The Bullitt Center is a “living building.” It functions like a hybrid organism with its own brain, nervous system, pores, fur, chlorophyll and alimentary canal. It is the only six-story building in the world that generates more electricity on its solar rooftop than it uses (and it’s in Seattle!). Its external weather station and internal sensors give the brain the info it needs to determine whether the windows should be opened or closed. All of its water, including potable drinking water, comes from the rain that falls on its roof and is stored in a 50,000-gallon cistern in the basement. (It uses only 8 percent as much water per square foot as the average office building in Seattle, and only one-fifth as much energy as a building built to code.)
‘Everything else pales before the need for a habitable planet with population levels comfortably below its carrying capacity.’
The Bullitt Center is important for several reasons.
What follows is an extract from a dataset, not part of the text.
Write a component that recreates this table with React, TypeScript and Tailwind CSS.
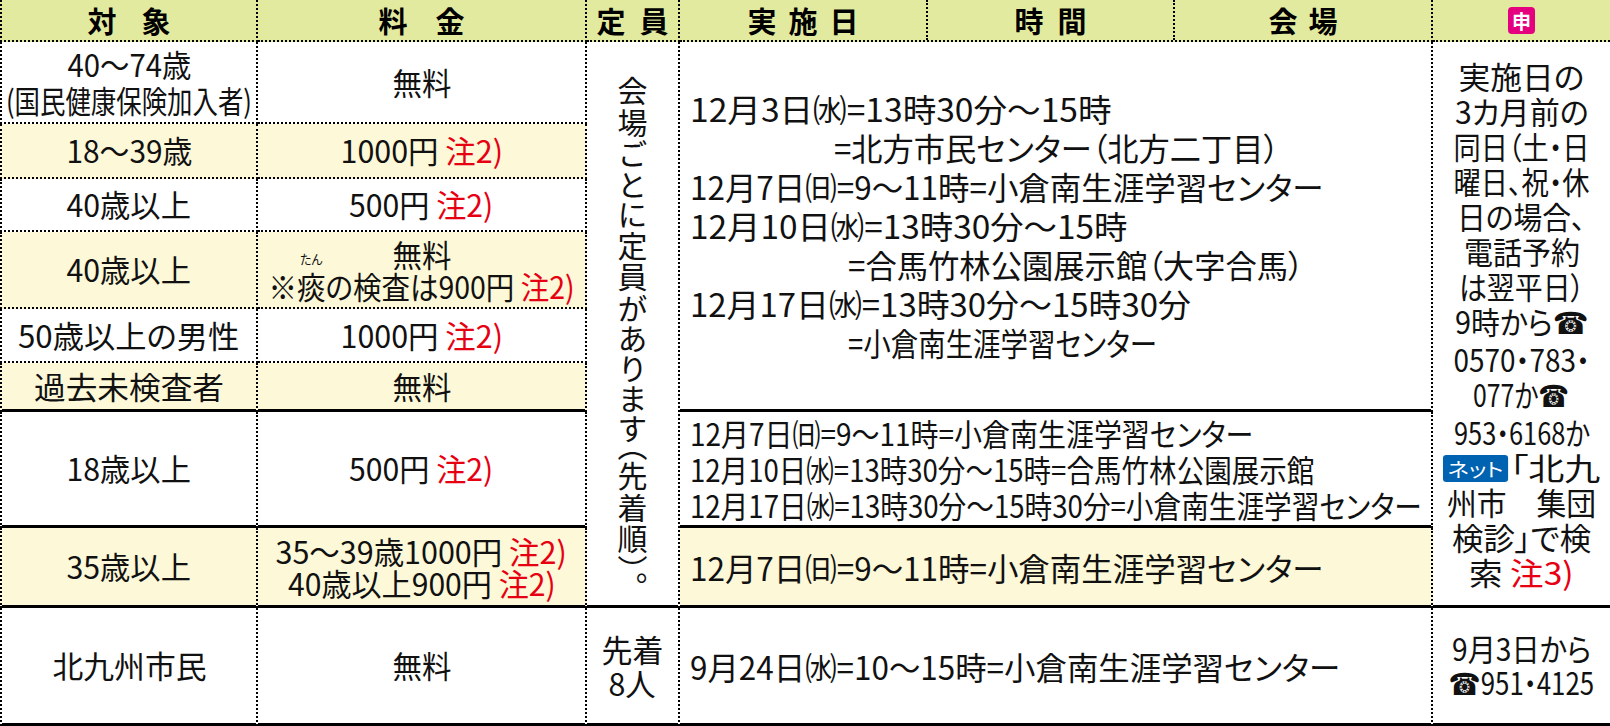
import { useLayoutEffect, useRef, useState, type ReactNode } from "react";

type FitProps = {
  w: number;
  left?: boolean;
  className?: string;
  children: ReactNode;
};

// Squeezes one line of text horizontally so it spans w pixels (the print uses a condensed face).
function Fit({ w, left = false, className = "", children }: FitProps) {
  const ref = useRef<HTMLSpanElement>(null);
  const [scale, setScale] = useState(1);

  useLayoutEffect(() => {
    const measure = () => {
      const natural = ref.current?.offsetWidth ?? 0;
      if (natural > 0) setScale(w / natural);
    };
    measure();
    document.fonts?.ready.then(measure);
  }, [w]);

  return (
    <div className={`flex whitespace-nowrap ${left ? "justify-start" : "justify-center"} ${className}`}>
      <span
        ref={ref}
        className={`inline-block shrink-0 ${left ? "origin-left" : "origin-center"}`}
        style={{ transform: `scaleX(${scale})` }}
      >
        {children}
      </span>
    </div>
  );
}

function Note({ n }: { n: number }) {
  return <span className="text-[#e60012]">注{n})</span>;
}

function Tel() {
  return <span className="font-['DejaVu_Sans',sans-serif]">☎</span>;
}

function NetBadge() {
  return (
    <span className="mr-[2px] inline-flex h-[27px] items-center rounded-[3px] bg-[#0063b1] px-[4px] align-[3px] text-[19px] leading-none text-white">
      ネット
    </span>
  );
}

const head = "flex items-center justify-center bg-[#e2ea9f] text-[29px] font-bold leading-none text-black";
const edgeHead =
  "border-black [border-style:none_dotted_dotted_dotted] [border-width:0_2px_2px_2px]";
const midHead = "border-black [border-style:none_dotted_dotted_none] [border-width:0_2px_2px_0]";
const lastHead = "border-black [border-style:none_none_dotted_none] [border-width:0_0_2px_0]";

const c1Dot = "border-black [border-style:none_dotted_dotted_dotted] [border-width:0_2px_2px_2px]";
const c1Solid = "border-black [border-style:none_dotted_solid_dotted] [border-width:0_2px_3px_2px]";
const midDot = "border-black [border-style:none_dotted_dotted_none] [border-width:0_2px_2px_0]";
const midSolid = "border-black [border-style:none_dotted_solid_none] [border-width:0_2px_3px_0]";
const lastSolid = "border-black [border-style:none_none_solid_none] [border-width:0_0_3px_0]";

const cell = "flex flex-col justify-center text-[31px]";
const cream = "bg-[#fdf8d8]";

export default function App() {
  return (
    <div className="h-[726px] w-[1610px] overflow-hidden bg-white font-['Noto_Sans_CJK_JP','Noto_Sans',sans-serif] text-[#111] [font-feature-settings:'palt']">
      <div className="grid grid-cols-[258px_329px_93px_753px_177px] grid-rows-[42px_82px_55px_53px_77px_54px_49px_116px_80px_118px]">
        {/* header */}
        <div className={`col-start-1 row-start-1 gap-[25px] ${head} ${edgeHead}`}>
          <span>対</span>
          <span>象</span>
        </div>
        <div className={`col-start-2 row-start-1 gap-[28px] ${head} ${midHead}`}>
          <span>料</span>
          <span>金</span>
        </div>
        <div className={`col-start-3 row-start-1 gap-[14px] ${head} ${midHead}`}>
          <span>定</span>
          <span>員</span>
        </div>
        <div className={`col-start-4 row-start-1 grid grid-cols-[248px_247px_1fr] bg-[#e2ea9f] ${midHead}`}>
          <div className={`gap-[12px] ${head} border-black [border-style:none_dotted_none_none] [border-width:0_2px_0_0]`}>
            <span>実</span>
            <span>施</span>
            <span>日</span>
          </div>
          <div className={`gap-[14px] ${head} border-black [border-style:none_dotted_none_none] [border-width:0_2px_0_0]`}>
            <span>時</span>
            <span>間</span>
          </div>
          <div className={`gap-[11px] ${head}`}>
            <span>会</span>
            <span>場</span>
          </div>
        </div>
        <div className={`col-start-5 row-start-1 ${head} ${lastHead}`}>
          <span className="flex h-[27px] w-[27px] items-center justify-center rounded-[4px] bg-[#e4007f] text-[19px] font-bold leading-none text-white">
            申
          </span>
        </div>

        {/* 対象 / 料金 */}
        <div className={`col-start-1 row-start-2 leading-[36px] ${cell} ${c1Dot}`}>
          <Fit w={124}>40～74歳</Fit>
          <Fit w={246}>(国民健康保険加入者)</Fit>
        </div>
        <div className={`col-start-2 row-start-2 ${cell} ${midDot}`}>
          <Fit w={59}>無料</Fit>
        </div>

        <div className={`col-start-1 row-start-3 ${cream} ${cell} ${c1Dot}`}>
          <Fit w={126}>18～39歳</Fit>
        </div>
        <div className={`col-start-2 row-start-3 ${cream} ${cell} ${midDot}`}>
          <Fit w={162}>
            1000円 <Note n={2} />
          </Fit>
        </div>

        <div className={`col-start-1 row-start-4 ${cell} ${c1Dot}`}>
          <Fit w={124}>40歳以上</Fit>
        </div>
        <div className={`col-start-2 row-start-4 ${cell} ${midDot}`}>
          <Fit w={144}>
            500円 <Note n={2} />
          </Fit>
        </div>

        <div className={`col-start-1 row-start-5 ${cream} ${cell} ${c1Dot}`}>
          <Fit w={124}>40歳以上</Fit>
        </div>
        <div className={`col-start-2 row-start-5 leading-[32px] ${cream} ${cell} ${midDot}`}>
          <Fit w={59}>無料</Fit>
          <Fit w={306}>
            ※
            <span className="relative">
              痰
              <span className="absolute -top-[11px] left-1/2 -translate-x-1/2 text-[13px] leading-none">たん</span>
            </span>
            の検査は900円 <Note n={2} />
          </Fit>
        </div>

        <div className={`col-start-1 row-start-6 ${cell} ${c1Dot}`}>
          <Fit w={221}>50歳以上の男性</Fit>
        </div>
        <div className={`col-start-2 row-start-6 ${cell} ${midDot}`}>
          <Fit w={162}>
            1000円 <Note n={2} />
          </Fit>
        </div>

        <div className={`col-start-1 row-start-7 ${cream} ${cell} ${c1Solid}`}>
          <Fit w={190}>過去未検査者</Fit>
        </div>
        <div className={`col-start-2 row-start-7 ${cream} ${cell} ${midSolid}`}>
          <Fit w={59}>無料</Fit>
        </div>

        <div className={`col-start-1 row-start-8 ${cell} ${c1Solid}`}>
          <Fit w={124}>18歳以上</Fit>
        </div>
        <div className={`col-start-2 row-start-8 ${cell} ${midSolid}`}>
          <Fit w={144}>
            500円 <Note n={2} />
          </Fit>
        </div>

        <div className={`col-start-1 row-start-9 ${cream} ${cell} ${c1Solid}`}>
          <Fit w={124}>35歳以上</Fit>
        </div>
        <div className={`col-start-2 row-start-9 leading-[32px] ${cream} ${cell} ${midSolid}`}>
          <Fit w={291}>
            35～39歳1000円 <Note n={2} />
          </Fit>
          <Fit w={268}>
            40歳以上900円 <Note n={2} />
          </Fit>
        </div>

        <div className={`col-start-1 row-start-10 ${cell} ${c1Solid}`}>
          <Fit w={154}>北九州市民</Fit>
        </div>
        <div className={`col-start-2 row-start-10 ${cell} ${midSolid}`}>
          <Fit w={59}>無料</Fit>
        </div>

        {/* 定員 */}
        <div className={`col-start-3 row-start-2 row-span-8 flex items-center justify-center pt-[18px] ${midSolid}`}>
          <div className="text-[30px] leading-none tracking-[1.6px] [font-feature-settings:'vpal'] [writing-mode:vertical-rl]">
            会場ごとに定員があります（先着順）。
          </div>
        </div>
        <div className={`col-start-3 row-start-10 leading-[34px] ${cell} ${midSolid}`}>
          <Fit w={62}>先着</Fit>
          <Fit w={47}>8人</Fit>
        </div>

        {/* 実施日・時間・会場 */}
        <div className={`col-start-4 row-start-2 row-span-6 pl-[10px] text-[32px] leading-[39px] ${cell} ${midSolid}`}>
          <Fit left w={422}>12月3日㈬=13時30分～15時</Fit>
          <Fit left w={445} className="pl-[144px]">
            =北方市民センター（北方二丁目）
          </Fit>
          <Fit left w={633}>12月7日㈰=9～11時=小倉南生涯学習センター</Fit>
          <Fit left w={437}>12月10日㈬=13時30分～15時</Fit>
          <Fit left w={456} className="pl-[158px]">
            =合馬竹林公園展示館（大字合馬）
          </Fit>
          <Fit left w={501}>12月17日㈬=13時30分～15時30分</Fit>
          <Fit left w={309} className="pl-[158px]">
            =小倉南生涯学習センター
          </Fit>
        </div>
        <div className={`col-start-4 row-start-8 pl-[10px] text-[30px] leading-[36px] ${cell} ${midSolid}`}>
          <Fit left w={563}>12月7日㈰=9～11時=小倉南生涯学習センター</Fit>
          <Fit left w={624}>12月10日㈬=13時30分～15時=合馬竹林公園展示館</Fit>
          <Fit left w={732}>12月17日㈬=13時30分～15時30分=小倉南生涯学習センター</Fit>
        </div>
        <div className={`col-start-4 row-start-9 pl-[10px] ${cream} ${cell} text-[32px] ${midSolid}`}>
          <Fit left w={633}>12月7日㈰=9～11時=小倉南生涯学習センター</Fit>
        </div>
        <div className={`col-start-4 row-start-10 pl-[10px] ${cell} text-[32px] ${midSolid}`}>
          <Fit left w={650}>9月24日㈬=10～15時=小倉南生涯学習センター</Fit>
        </div>

        {/* 申込 */}
        <div className={`col-start-5 row-start-2 row-span-8 leading-[35px] ${cell} text-[30px] ${lastSolid}`}>
          <Fit w={126}>実施日の</Fit>
          <Fit w={134}>3カ月前の</Fit>
          <Fit w={136}>同日（土・日</Fit>
          <Fit w={136}>曜日、祝・休</Fit>
          <Fit w={128}>日の場合、</Fit>
          <Fit w={116}>電話予約</Fit>
          <Fit w={126}>は翌平日）</Fit>
          <Fit w={134}>
            9時から<Tel />
          </Fit>
          <Fit w={136}>0570・783・</Fit>
          <Fit w={96}>
            077か<Tel />
          </Fit>
          <Fit w={136}>953・6168か</Fit>
          <Fit w={157}>
            <NetBadge />「北九
          </Fit>
          <Fit w={149}>州市　集団</Fit>
          <Fit w={139}>検診」で検</Fit>
          <Fit w={105}>
            索 <Note n={3} />
          </Fit>
        </div>
        <div className={`col-start-5 row-start-10 leading-[34px] ${cell} text-[30px] ${lastSolid}`}>
          <Fit w={139}>9月3日から</Fit>
          <Fit w={146}>
            <Tel />
            951・4125
          </Fit>
        </div>
      </div>
    </div>
  );
}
First, before we completed it, it was considered technically impossible by every developer in the city. Second, it was assumed by many to be unaffordable — a vanity project by a foundation unconcerned with the bottom line. However, it has one of the highest internal rates of return of any commercial building in Seattle, and maintenance costs have been minimal. Third, unlike commercial developers, we were able to delay construction while obtaining the necessary new ordinances and regulation changes. Today, there are more than 400 living buildings at various stages of development, and the field is expanding swiftly.
Buildings consume about 40 percent of all energy. If every building functioned like the Bullitt Center, the world would already be well on its way to surpassing its 2050 goals under the Paris climate accords.
What else is important for people to know about you and your work?
When I was young, the big existential threat was nuclear war. When I became interested in environmental issues, it was in search of a better instrument to guide public policy, rather than liberal, neoliberal, radical, conservative or libertarian economics that held sway. But in time, a series of environmental threats emerged — some truly existential, and others that could dramatically reduce the carrying capacity of the planet. From ozone depletion to catastrophic loss of top soil, from climate change to emerging zoonotic diseases, from hormone-disrupting chemicals to ocean acidification, these all fell within the general framework of “the environment.” Everything else pales before the need for a habitable planet with population levels comfortably below its carrying capacity.
It’s my hope that the 50th anniversary of Earth Day in 2020 will produce an unprecedented global outpouring of outrage over climate change and other global threats. Hopefully, going into 2020, young people in colleges, high schools, cities and work places around the world will seize upon the 50th anniversary of Earth Day as an inflection point.